**Goal**
Return each line of the data below exactly, omitting any pictures.

**Information supplied**
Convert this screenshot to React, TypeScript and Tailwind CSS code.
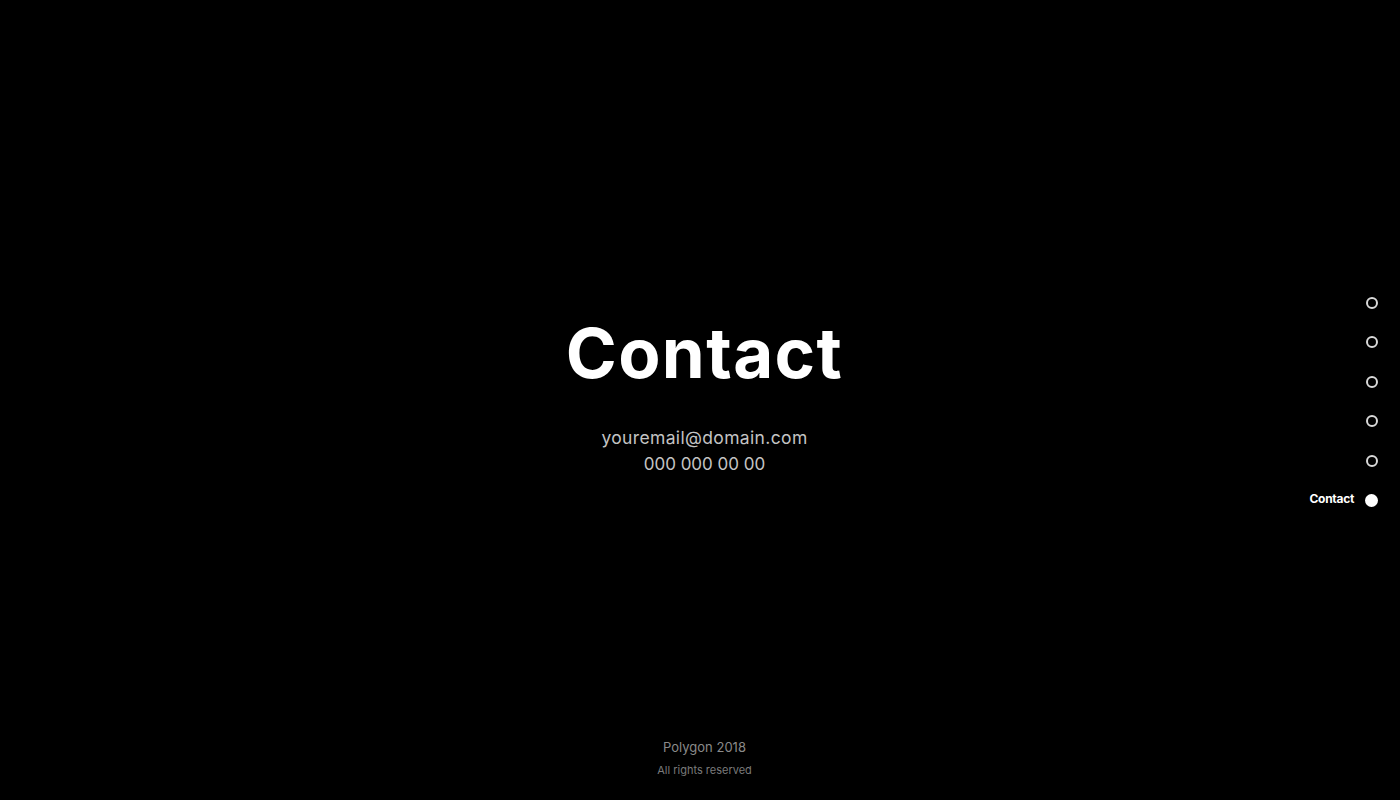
const sections = ['Home', 'About', 'Services', 'Work', 'Team', 'Contact']

function SideNav() {
  return (
    <nav className="absolute right-[22px] top-[296px] flex flex-col items-end gap-[26.6px]">
      {sections.map((name) => {
        const active = name === 'Contact'
        return (
          <div key={name} className="flex items-center gap-[11px] h-[13px]">
            {active && (
              <span className="text-[12px] font-bold text-white tracking-tight -mt-[3px]">{name}</span>
            )}
            {active ? (
              <span className="block w-[13px] h-[13px] rounded-full bg-white" />
            ) : (
              <span className="block w-[12px] h-[12px] rounded-full border-2 border-[#d8d8d8] mr-[0.5px]" />
            )}
          </div>
        )
      })}
    </nav>
  )
}

export default function App() {
  return (
    <div
      className="relative h-[800px] w-full bg-black flex flex-col items-center overflow-hidden pl-[9px]"
      style={{ fontFamily: "Inter, 'Noto Sans', sans-serif" }}
    >
      <main className="flex flex-col items-center pt-[319px]">
        <h1 className="text-[69px] leading-none font-bold text-white tracking-[0.02em]">Contact</h1>
        <div className="mt-[37px] flex flex-col items-center text-[17.5px] leading-[26px] text-[#c4c4c4]">
          <span className="tracking-[0.02em]">youremail@domain.com</span>
          <span className="text-[17px]">000 000 00 00</span>
        </div>
      </main>

      <footer className="mt-auto mb-[20px] flex flex-col items-center">
        <span className="text-[13px] leading-[20px] text-[#8a8a8a]">Polygon 2018</span>
        <span className="text-[11px] leading-[20px] text-[#7a7a7a] mt-[3px]">All rights reserved</span>
      </footer>

      <SideNav />
    </div>
  )
}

**Result of the exercise**
Convert this screenshot to React, TypeScript and Tailwind CSS code.
const sections = ['Home', 'About', 'Services', 'Work', 'Team', 'Contact']

function SideNav() {
  return (
    <nav className="absolute right-[22px] top-[296px] flex flex-col items-end gap-[26.6px]">
      {sections.map((name) => {
        const active = name === 'Contact'
        return (
          <div key={name} className="flex items-center gap-[11px] h-[13px]">
            {active && (
              <span className="text-[12px] font-bold text-white tracking-tight -mt-[3px]">{name}</span>
            )}
            {active ? (
              <span className="block w-[13px] h-[13px] rounded-full bg-white" />
            ) : (
              <span className="block w-[12px] h-[12px] rounded-full border-2 border-[#d8d8d8] mr-[0.5px]" />
            )}
          </div>
        )
      })}
    </nav>
  )
}

export default function App() {
  return (
    <div
      className="relative h-[800px] w-full bg-black flex flex-col items-center overflow-hidden pl-[9px]"
      style={{ fontFamily: "Inter, 'Noto Sans', sans-serif" }}
    >
      <main className="flex flex-col items-center pt-[319px]">
        <h1 className="text-[69px] leading-none font-bold text-white tracking-[0.02em]">Contact</h1>
        <div className="mt-[37px] flex flex-col items-center text-[17.5px] leading-[26px] text-[#c4c4c4]">
          <span className="tracking-[0.02em]">youremail@domain.com</span>
          <span className="text-[17px]">000 000 00 00</span>
        </div>
      </main>

      <footer className="mt-auto mb-[20px] flex flex-col items-center">
        <span className="text-[13px] leading-[20px] text-[#8a8a8a]">Polygon 2018</span>
        <span className="text-[11px] leading-[20px] text-[#7a7a7a] mt-[3px]">All rights reserved</span>
      </footer>

      <SideNav />
    </div>
  )
}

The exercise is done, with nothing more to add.